**GIVEN DATA**:

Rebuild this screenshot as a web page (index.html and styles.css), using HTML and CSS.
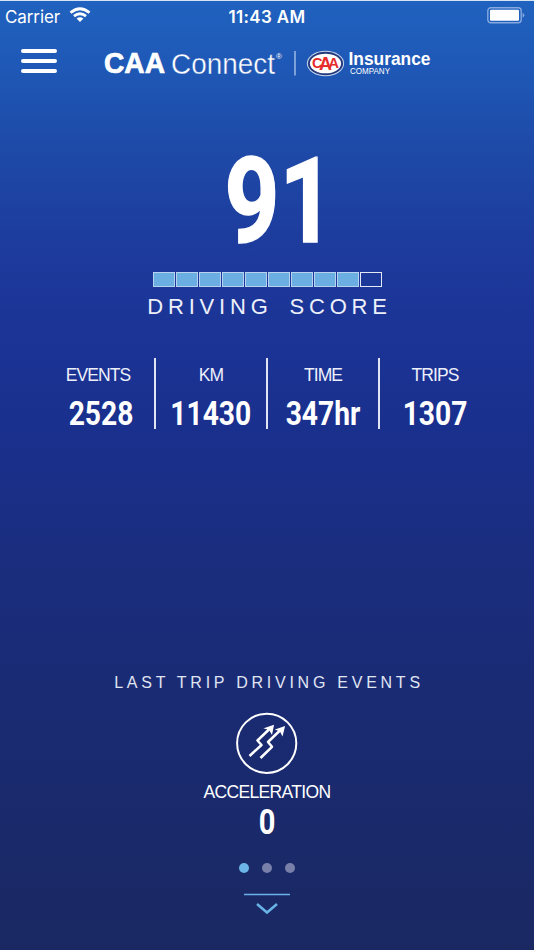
FILE: index.html
```html
<!DOCTYPE html>
<html lang="en">
<head>
<meta charset="utf-8">
<title>CAA Connect</title>
<link rel="stylesheet" href="styles.css">
</head>
<body>
<main class="screen">
  <header class="status">
    <div class="carrier"><span>Carrier</span>
      <svg class="wifi" width="22" height="16" viewBox="0 0 22 16"><g fill="none" stroke="#fff" stroke-width="2.8"><path d="M1.5 5.6Q11-2.2 20.5 5.6"/><path d="M5 9.1Q11 4.3 17 9.1"/></g><path d="M7.6 11.6Q11 9 14.4 11.6L11 15Z" fill="#fff"/></svg>
    </div>
    <time class="clock">11:43 AM</time>
    <svg class="battery" width="38" height="17" viewBox="0 0 38 17"><rect x=".8" y=".8" width="33.4" height="15" rx="3" fill="none" stroke="#86a9df" stroke-width="1.4"/><rect x="3" y="2.8" width="29" height="11" rx="1" fill="#fff"/><path d="M35.6 6Q37.3 6.4 37.3 8.3T35.6 10.6Z" fill="#86a9df"/></svg>
  </header>
  <nav class="nav">
    <div class="menu"><i></i><i></i><i></i></div>
    <svg class="brand" width="330" height="34" viewBox="0 0 330 34">
      <g fill="#fff">
        <text class="caa" x="0" y="26" textLength="61" lengthAdjust="spacingAndGlyphs">CAA</text>
        <text class="connect" x="67" y="26.5" textLength="104" lengthAdjust="spacingAndGlyphs">Connect</text>
        <text class="reg" x="172" y="12">®</text>
        <text class="insurance" x="244.5" y="17.5" textLength="82" lengthAdjust="spacingAndGlyphs">Insurance</text>
        <text class="company" x="246" y="27.3" textLength="40" lengthAdjust="spacingAndGlyphs">COMPANY</text>
      </g>
      <path d="M191 4V28.5" stroke="#a5c0e7" stroke-width="1.4"/>
      <ellipse cx="221.5" cy="16.5" rx="18.6" ry="12.7" fill="#c7d8ee"/>
      <ellipse cx="221.5" cy="16.5" rx="17.6" ry="11.7" fill="#243a7d"/>
      <ellipse cx="221.5" cy="16.5" rx="15.6" ry="9.8" fill="#fff"/>
      <g class="emblem"><text x="208" y="21" font-size="14" textLength="10.5" lengthAdjust="spacingAndGlyphs">C</text><text x="224.5" y="21" font-size="14" textLength="10.5" lengthAdjust="spacingAndGlyphs">A</text><text x="215" y="23" font-size="19" textLength="13" lengthAdjust="spacingAndGlyphs">A</text></g>
    </svg>
  </nav>
  <section class="score">
    <svg class="number" width="120" height="96" viewBox="0 0 120 96"><text x="9.5" y="91" textLength="110" lengthAdjust="spacingAndGlyphs">91</text></svg>
    <div class="meter"><i></i><i></i><i></i><i></i><i></i><i></i><i></i><i></i><i></i><i class="empty"></i></div>
    <h1>DRIVING SCORE</h1>
  </section>
  <section class="stats">
    <div><span>EVENTS</span><b class="shift">2528</b></div>
    <div><span>KM</span><b>11430</b></div>
    <div><span>TIME</span><b>347hr</b></div>
    <div><span>TRIPS</span><b>1307</b></div>
  </section>
  <section class="last">
    <h2>LAST TRIP DRIVING EVENTS</h2>
    <svg class="accel" width="64" height="64" viewBox="0 0 64 64" fill="none" stroke="#fff"><circle cx="31.7" cy="32.3" r="29.6" stroke-width="2"/><g stroke-width="2.5" stroke-linejoin="round"><path d="M14.5 45L26.500 34L22.500 29.500L36 16.500"/><path d="M25.500 47L37 35.800L33 31L46.500 18"/></g><path d="M30.500 17.300L38.200 14.800L36.700 22.200L34.500 18.500ZM41.700 18.500L49.200 16L47.300 23.600L45.300 19.800Z" fill="#fff" stroke-width="1.3"/></svg>
    <span class="name">ACCELERATION</span>
    <b>0</b>
    <div class="dots"><i class="on"></i><i></i><i></i></div>
    <svg class="more" width="46" height="24" viewBox="0 0 46 24" fill="none" stroke="#69b2e5"><path d="M0 1.500H46" stroke-width="1.400"/><path d="M13 11L23 19.500L33 11" stroke-width="2.500"/></svg>
  </section>
</main>
</body>
</html>
```
FILE: styles.css
```css
* { box-sizing: border-box; }
body { margin: 0; font-family: "Liberation Sans", Arial, sans-serif; color: #fff; }
.screen {
  height: 950px;
  display: flex;
  flex-direction: column;
  border-top: 1px solid #d5e3f3;
  background: linear-gradient(#2062bf 0, #1f59b7 60px, #1e4ba9 140px, #1d3c9d 240px, #1b3496 325px, #1a308e 420px, #1a2d7e 560px, #1a2b74 690px, #1a2969 850px, #1a2862 950px);
}
.status {
  height: 32px;
  padding: 0 9px 0 5px;
  display: grid;
  grid-template-columns: 1fr auto 1fr;
  font-family: Inter, sans-serif;
  font-size: 17px;
  line-height: 32px;
}
.carrier { display: flex; gap: 9px; letter-spacing: -.1px; }
.wifi { margin-top: 6px; }
.clock { font-weight: 600; letter-spacing: .35px; margin-left: 4px; }
.battery { justify-self: end; margin-top: 6px; }
.nav { height: 59px; display: flex; }
.menu { width: 36px; margin: 16px 46.5px 0 21.4px; display: flex; flex-direction: column; gap: 6px; }
.menu i { height: 4px; border-radius: 2px; background: #fff; }
.brand { margin-top: 14px; }
.caa { font-size: 29px; font-weight: 700; stroke: #fff; stroke-width: .7px; }
.connect { font-size: 29.5px; stroke: #1f57b6; stroke-width: .4px; }
.reg { font-size: 8px; }
.insurance { font-size: 17.5px; font-weight: 700; }
.company { font-size: 8.5px; }
.emblem { font-weight: 700; fill: #e52b2b; }
.score { height: 266px; display: flex; flex-direction: column; align-items: center; padding-top: 59px; }
.number { margin-left: 16px; flex: none; overflow: visible; fill: #fff; stroke: #fff; stroke-width: 1.5px; font-family: Roboto, sans-serif; font-size: 118px; font-weight: 700; }
.meter { display: flex; gap: 1px; margin-top: 25px; }
.meter i { width: 22px; height: 15px; border: 1px solid #b7d2ef; background: #6bafe2; }
.meter .empty { border: 1.5px solid #e3e8f5; background: none; }
h1 { margin: 7px 0 0 5px; font-size: 22px; line-height: 26px; font-weight: 400; letter-spacing: 4.8px; word-spacing: 6px; white-space: nowrap; color: #edf0fa; }
.stats { height: 71px; display: flex; justify-content: center; margin-right: 2px; }
.stats div { width: 112px; display: flex; flex-direction: column; align-items: center; }
.stats div + div { border-left: 2px solid #dfe5f5; }
.stats span { margin-top: 7px; font-size: 17.5px; line-height: 20px; letter-spacing: -.9px; color: #edf0fa; }
.stats b { margin-top: 9px; font-family: Roboto, sans-serif; font-size: 34px; line-height: 38px; transform: scaleX(.83); }
.stats .shift { margin-left: 6px; }
.last { display: flex; flex-direction: column; align-items: center; padding-top: 245px; }
h2 { margin: 0 0 0 4px; font-size: 16px; line-height: 18px; font-weight: 400; letter-spacing: 3.75px; white-space: nowrap; color: #e0e5f2; }
.accel { margin-top: 19px; }
.name { margin-top: 7px; font-size: 17.5px; line-height: 20px; letter-spacing: -.65px; }
.last b { margin-top: 2px; font-family: Roboto, sans-serif; font-size: 35px; line-height: 38px; transform: scaleX(.83); }
.dots { display: flex; gap: 13px; margin-top: 21px; }
.dots i { width: 10px; height: 10px; border-radius: 50%; background: #7880aa; }
.dots .on { background: #6bb5e8; }
.more { margin-top: 20px; }
```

**REQUIREMENTS**: Repeat the listing in full and exactly. Do not include any images.

**WORKED ANSWER**:
Rebuild this screenshot as a web page (index.html and styles.css), using HTML and CSS.
FILE: index.html
```html
<!DOCTYPE html>
<html lang="en">
<head>
<meta charset="utf-8">
<title>CAA Connect</title>
<link rel="stylesheet" href="styles.css">
</head>
<body>
<main class="screen">
  <header class="status">
    <div class="carrier"><span>Carrier</span>
      <svg class="wifi" width="22" height="16" viewBox="0 0 22 16"><g fill="none" stroke="#fff" stroke-width="2.8"><path d="M1.5 5.6Q11-2.2 20.5 5.6"/><path d="M5 9.1Q11 4.3 17 9.1"/></g><path d="M7.6 11.6Q11 9 14.4 11.6L11 15Z" fill="#fff"/></svg>
    </div>
    <time class="clock">11:43 AM</time>
    <svg class="battery" width="38" height="17" viewBox="0 0 38 17"><rect x=".8" y=".8" width="33.4" height="15" rx="3" fill="none" stroke="#86a9df" stroke-width="1.4"/><rect x="3" y="2.8" width="29" height="11" rx="1" fill="#fff"/><path d="M35.6 6Q37.3 6.4 37.3 8.3T35.6 10.6Z" fill="#86a9df"/></svg>
  </header>
  <nav class="nav">
    <div class="menu"><i></i><i></i><i></i></div>
    <svg class="brand" width="330" height="34" viewBox="0 0 330 34">
      <g fill="#fff">
        <text class="caa" x="0" y="26" textLength="61" lengthAdjust="spacingAndGlyphs">CAA</text>
        <text class="connect" x="67" y="26.5" textLength="104" lengthAdjust="spacingAndGlyphs">Connect</text>
        <text class="reg" x="172" y="12">®</text>
        <text class="insurance" x="244.5" y="17.5" textLength="82" lengthAdjust="spacingAndGlyphs">Insurance</text>
        <text class="company" x="246" y="27.3" textLength="40" lengthAdjust="spacingAndGlyphs">COMPANY</text>
      </g>
      <path d="M191 4V28.5" stroke="#a5c0e7" stroke-width="1.4"/>
      <ellipse cx="221.5" cy="16.5" rx="18.6" ry="12.7" fill="#c7d8ee"/>
      <ellipse cx="221.5" cy="16.5" rx="17.6" ry="11.7" fill="#243a7d"/>
      <ellipse cx="221.5" cy="16.5" rx="15.6" ry="9.8" fill="#fff"/>
      <g class="emblem"><text x="208" y="21" font-size="14" textLength="10.5" lengthAdjust="spacingAndGlyphs">C</text><text x="224.5" y="21" font-size="14" textLength="10.5" lengthAdjust="spacingAndGlyphs">A</text><text x="215" y="23" font-size="19" textLength="13" lengthAdjust="spacingAndGlyphs">A</text></g>
    </svg>
  </nav>
  <section class="score">
    <svg class="number" width="120" height="96" viewBox="0 0 120 96"><text x="9.5" y="91" textLength="110" lengthAdjust="spacingAndGlyphs">91</text></svg>
    <div class="meter"><i></i><i></i><i></i><i></i><i></i><i></i><i></i><i></i><i></i><i class="empty"></i></div>
    <h1>DRIVING SCORE</h1>
  </section>
  <section class="stats">
    <div><span>EVENTS</span><b class="shift">2528</b></div>
    <div><span>KM</span><b>11430</b></div>
    <div><span>TIME</span><b>347hr</b></div>
    <div><span>TRIPS</span><b>1307</b></div>
  </section>
  <section class="last">
    <h2>LAST TRIP DRIVING EVENTS</h2>
    <svg class="accel" width="64" height="64" viewBox="0 0 64 64" fill="none" stroke="#fff"><circle cx="31.7" cy="32.3" r="29.6" stroke-width="2"/><g stroke-width="2.5" stroke-linejoin="round"><path d="M14.5 45L26.500 34L22.500 29.500L36 16.500"/><path d="M25.500 47L37 35.800L33 31L46.500 18"/></g><path d="M30.500 17.300L38.200 14.800L36.700 22.200L34.500 18.500ZM41.700 18.500L49.200 16L47.300 23.600L45.300 19.800Z" fill="#fff" stroke-width="1.3"/></svg>
    <span class="name">ACCELERATION</span>
    <b>0</b>
    <div class="dots"><i class="on"></i><i></i><i></i></div>
    <svg class="more" width="46" height="24" viewBox="0 0 46 24" fill="none" stroke="#69b2e5"><path d="M0 1.500H46" stroke-width="1.400"/><path d="M13 11L23 19.500L33 11" stroke-width="2.500"/></svg>
  </section>
</main>
</body>
</html>
```
FILE: styles.css
```css
* { box-sizing: border-box; }
body { margin: 0; font-family: "Liberation Sans", Arial, sans-serif; color: #fff; }
.screen {
  height: 950px;
  display: flex;
  flex-direction: column;
  border-top: 1px solid #d5e3f3;
  background: linear-gradient(#2062bf 0, #1f59b7 60px, #1e4ba9 140px, #1d3c9d 240px, #1b3496 325px, #1a308e 420px, #1a2d7e 560px, #1a2b74 690px, #1a2969 850px, #1a2862 950px);
}
.status {
  height: 32px;
  padding: 0 9px 0 5px;
  display: grid;
  grid-template-columns: 1fr auto 1fr;
  font-family: Inter, sans-serif;
  font-size: 17px;
  line-height: 32px;
}
.carrier { display: flex; gap: 9px; letter-spacing: -.1px; }
.wifi { margin-top: 6px; }
.clock { font-weight: 600; letter-spacing: .35px; margin-left: 4px; }
.battery { justify-self: end; margin-top: 6px; }
.nav { height: 59px; display: flex; }
.menu { width: 36px; margin: 16px 46.5px 0 21.4px; display: flex; flex-direction: column; gap: 6px; }
.menu i { height: 4px; border-radius: 2px; background: #fff; }
.brand { margin-top: 14px; }
.caa { font-size: 29px; font-weight: 700; stroke: #fff; stroke-width: .7px; }
.connect { font-size: 29.5px; stroke: #1f57b6; stroke-width: .4px; }
.reg { font-size: 8px; }
.insurance { font-size: 17.5px; font-weight: 700; }
.company { font-size: 8.5px; }
.emblem { font-weight: 700; fill: #e52b2b; }
.score { height: 266px; display: flex; flex-direction: column; align-items: center; padding-top: 59px; }
.number { margin-left: 16px; flex: none; overflow: visible; fill: #fff; stroke: #fff; stroke-width: 1.5px; font-family: Roboto, sans-serif; font-size: 118px; font-weight: 700; }
.meter { display: flex; gap: 1px; margin-top: 25px; }
.meter i { width: 22px; height: 15px; border: 1px solid #b7d2ef; background: #6bafe2; }
.meter .empty { border: 1.5px solid #e3e8f5; background: none; }
h1 { margin: 7px 0 0 5px; font-size: 22px; line-height: 26px; font-weight: 400; letter-spacing: 4.8px; word-spacing: 6px; white-space: nowrap; color: #edf0fa; }
.stats { height: 71px; display: flex; justify-content: center; margin-right: 2px; }
.stats div { width: 112px; display: flex; flex-direction: column; align-items: center; }
.stats div + div { border-left: 2px solid #dfe5f5; }
.stats span { margin-top: 7px; font-size: 17.5px; line-height: 20px; letter-spacing: -.9px; color: #edf0fa; }
.stats b { margin-top: 9px; font-family: Roboto, sans-serif; font-size: 34px; line-height: 38px; transform: scaleX(.83); }
.stats .shift { margin-left: 6px; }
.last { display: flex; flex-direction: column; align-items: center; padding-top: 245px; }
h2 { margin: 0 0 0 4px; font-size: 16px; line-height: 18px; font-weight: 400; letter-spacing: 3.75px; white-space: nowrap; color: #e0e5f2; }
.accel { margin-top: 19px; }
.name { margin-top: 7px; font-size: 17.5px; line-height: 20px; letter-spacing: -.65px; }
.last b { margin-top: 2px; font-family: Roboto, sans-serif; font-size: 35px; line-height: 38px; transform: scaleX(.83); }
.dots { display: flex; gap: 13px; margin-top: 21px; }
.dots i { width: 10px; height: 10px; border-radius: 50%; background: #7880aa; }
.dots .on { background: #6bb5e8; }
.more { margin-top: 20px; }
```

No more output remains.